Build vs. Buy: The Leadership Trade-Off
You can build this in-house. Plenty of teams do. But be honest about the cost:
- Integrating APIs across cloud billing, observability, CI/CD, and business calendars.
- Maintaining those integrations when vendors change schemas or APIs.
- Keeping correlation logic relevant as the architecture evolves.
- Debugging your cost tooling while the bill is already climbing.
If you have the team, time, and appetite for that, do it.
If not, platforms like Costory come with these guardrails baked in:
- Native anomaly detection for cardinality spikes, log volume jumps, and usage surges.
- Automatic deploy markers and business-event overlays.
- Alerts to Slack before the spike becomes a finance escalation.
It’s not about outsourcing judgment.
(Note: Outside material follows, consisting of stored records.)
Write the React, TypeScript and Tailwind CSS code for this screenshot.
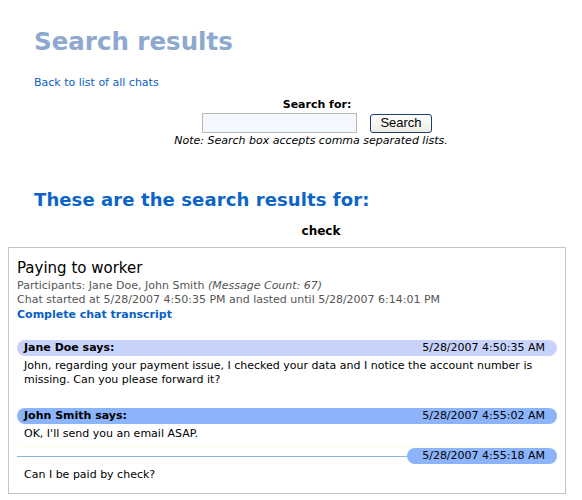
import React from "react";

type Msg = {
    who?: string;
    time: string;
    text: string;
    tone: "light" | "dark";
};

const messages: Msg[] = [
    {
        who: "Jane Doe says:",
        time: "5/28/2007 4:50:35 AM",
        text: "John, regarding your payment issue, I checked your data and I notice the account number is missing. Can you please forward it?",
        tone: "light",
    },
    { who: "John Smith says:", time: "5/28/2007 4:55:02 AM", text: "OK, I'll send you an email ASAP.", tone: "dark" },
    { time: "5/28/2007 4:55:18 AM", text: "Can I be paid by check?", tone: "dark" },
];

function Message({ m }: { m: Msg }) {
    if (!m.who) {
        // continuation: no name, just a rule and the time pill
        return (
            <div>
                <div className="flex items-center h-[16px]">
                    <div className="flex-1 h-px bg-[#8db4dc]" />
                    <div className="w-[150px] h-[16px] rounded-full bg-[#8cb4fa] text-right pr-[12px] leading-[16px]">{m.time}</div>
                </div>
                <div className="px-[7px] pt-[4px] leading-[14px]">{m.text}</div>
            </div>
        );
    }
    return (
        <div>
            <div className={`flex justify-between h-[16px] leading-[16px] rounded-full px-[7px] pr-[12px] ${m.tone === "light" ? "bg-[#c8d3fb]" : "bg-[#8cb4fa]"}`}>
                <span className="font-bold">{m.who}</span>
                <span>{m.time}</span>
            </div>
            <div className="px-[7px] pt-[3px] leading-[14px]">{m.text}</div>
        </div>
    );
}

export default function App() {
    return (
        <div className="bg-white w-[582px] h-[500px] text-[11px] text-black" style={{ fontFamily: '"DejaVu Sans", Verdana, sans-serif' }}>
            <div className="px-[34px] pt-[25px]">
                <h1 className="text-[24.5px] font-bold text-[#8ea9cf] leading-[34px]">Search results</h1>
                <a href="#" className="block mt-[17px] text-[#0a5fc4] leading-[14px]">Back to list of all chats</a>
            </div>

            <div className="flex flex-col items-center mt-[8px] ml-[52px]">
                <div className="font-bold leading-[14px]">Search for:</div>
                <div className="flex items-center gap-[13px] mt-[1px]">
                    <input className="w-[155px] h-[20px] bg-[#f4f8ff] border border-[#b8b8b8] outline-none" />
                    <button className="h-[19px] w-[62px] border border-[#1c3f78] rounded-[3px] bg-gradient-to-b from-white to-[#ecebe3] text-[13px] leading-[16px]" style={{ fontFamily: '"Liberation Sans", Arial, sans-serif' }}>
                        Search
                    </button>
                </div>
                <div className="italic text-[11px] leading-[14px] mt-[1px] -ml-[12px]">Note: Search box accepts comma separated lists.</div>
            </div>

            <h2 className="px-[34px] mt-[40px] text-[18px] font-bold text-[#0b64c8] leading-[24px] tracking-[0.1px]">These are the search results for:</h2>
            <div className="text-center font-bold text-[12px] mt-[12px] leading-[14px] pl-[60px]">check</div>

            <div className="mx-[8px] mt-[9px] w-[558px] h-[247px] border border-[#c4c4c4] px-[8px] pt-[10px]">
                <div className="text-[15px] leading-[21px]">Paying to worker</div>
                <div className="text-[#555] leading-[14px]">
                    Participants: Jane Doe, John Smith <i>(Message Count: 67)</i>
                </div>
                <div className="text-[#555] leading-[14px]">Chat started at 5/28/2007 4:50:35 PM and lasted until 5/28/2007 6:14:01 PM</div>
                <a href="#" className="block font-bold text-[#0a5fc4] leading-[14px] mt-[1px]">Complete chat transcript</a>

                <div className="mt-[18px] flex flex-col gap-[24px]">
                    <Message m={messages[0]} />
                    <div className="-mt-[3px]">
                        <Message m={messages[1]} />
                    </div>
                </div>
                <div className="h-[5px] bg-[#fffdf7] mt-[2px]" />
                <Message m={messages[2]} />
            </div>
        </div>
    );
}
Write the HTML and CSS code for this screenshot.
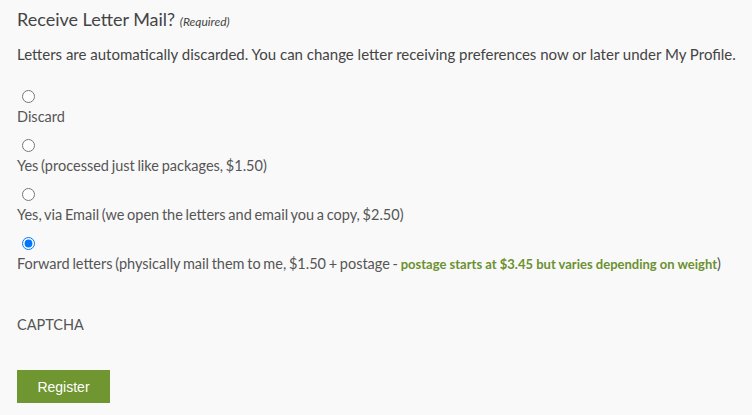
FILE: index.html
```html
<!DOCTYPE html>
<html>
<head>
<meta charset="utf-8">
<link rel="stylesheet" href="styles.css">
</head>
<body>
<form class="form">
  <fieldset class="field">
    <legend class="field-label">Receive Letter Mail? <span class="required">(Required)</span></legend>
    <p class="field-desc">Letters are automatically discarded. You can change letter receiving preferences now or later under My Profile.</p>
    <div class="choices">
      <div class="choice">
        <input type="radio" name="letters" id="c1">
        <label for="c1">Discard</label>
      </div>
      <div class="choice">
        <input type="radio" name="letters" id="c2">
        <label for="c2">Yes (processed just like packages, $1.50)</label>
      </div>
      <div class="choice">
        <input type="radio" name="letters" id="c3">
        <label for="c3">Yes, via Email (we open the letters and email you a copy, $2.50)</label>
      </div>
      <div class="choice">
        <input type="radio" name="letters" id="c4" checked>
        <label for="c4">Forward letters (physically mail them to me, $1.50 + postage - <span class="note">postage starts at $3.45 but varies depending on weight</span>)</label>
      </div>
    </div>
  </fieldset>
  <div class="captcha">CAPTCHA</div>
  <button type="button" class="btn">Register</button>
</form>
</body>
</html>
```
FILE: styles.css
```css
html, body {
  margin: 0;
  padding: 0;
  background: #f9f9f9;
}
body {
  font-family: Lato, "Open Sans", sans-serif;
  color: #555;
  padding: 0 0 0 17px;
}
.field {
  border: 0;
  margin: 0;
  padding: 0;
}
.field-label {
  padding: 0;
  margin: 0;
  font-size: 18px;
  line-height: 22px;
  padding-top: 8px;
  color: #444;
}
.required {
  font-size: 12px;
  font-style: italic;
}
.field-desc {
  margin: 10px 0 0;
  font-size: 15px;
  line-height: 22px;
  color: #444;
}
.choices {
  margin-top: 22px;
  display: flex;
  flex-direction: column;
}
.choice {
  height: 49px;
}
.choice input {
  display: block;
  margin: 3px 3px 0 5px;
}
.choice label {
  display: block;
  font-size: 14.5px;
  line-height: 20px;
  margin-top: 4px;
  white-space: nowrap;
  word-spacing: -1px;
}
.note {
  color: #6b9130;
  font-weight: bold;
  font-size: 13px;
  word-spacing: 0;
}
.captcha {
  margin-top: 32px;
  font-size: 14.5px;
  line-height: 20px;
  color: #555;
}
.btn {
  display: block;
  margin-top: 35px;
  width: 93px;
  height: 33px;
  background: #6f9630;
  border: 0;
  color: #fff;
  font-family: "Liberation Sans", Arial, sans-serif;
  font-size: 14px;
  padding: 0;
}
```
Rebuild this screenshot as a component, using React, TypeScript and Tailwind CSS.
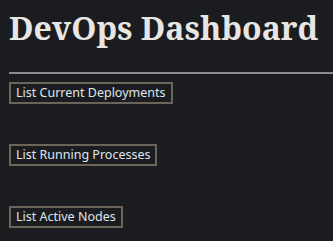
export default function App() {
  const items = ['List Current Deployments', 'List Running Processes', 'List Active Nodes'];
  return (
    <div className="min-h-screen bg-[#1b1c1f] pl-[9px] pt-[9px] text-[#e8e6e3]">
      <h1 className="font-['Noto_Serif',serif] text-[32px] font-bold leading-[38px]">DevOps Dashboard</h1>
      <hr className="mt-[25px] border-t-2 border-[#8a8a8a]" />
      <div className="flex flex-col items-start gap-[40px] pt-[8px]">
        {items.map((label) => (
          <button
            key={label}
            className="border-2 border-[#6b6459] bg-transparent px-[5px] py-0 font-['Noto_Sans',sans-serif] text-[12.5px] leading-[18px] text-[#dfe6ee]"
          >
            {label}
          </button>
        ))}
      </div>
    </div>
  );
}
It’s about freeing your senior engineers from building and babysitting plumbing that doesn’t directly move your product forward.
The Bottom Line
Today, finance or the CTO might spot the outcome — a spike in AWS, Datadog, or GCP usage — but still can’t answer the two questions that actually matter:
Why did it change, and was it expected?
As an infrastructure leader, you owe your team a feedback loop that closes that gap — whether you build it or buy it.
The teams that have it don’t just control costs. They ship with more confidence, because they understand the financial impact of their technical decisions long before the invoice hits.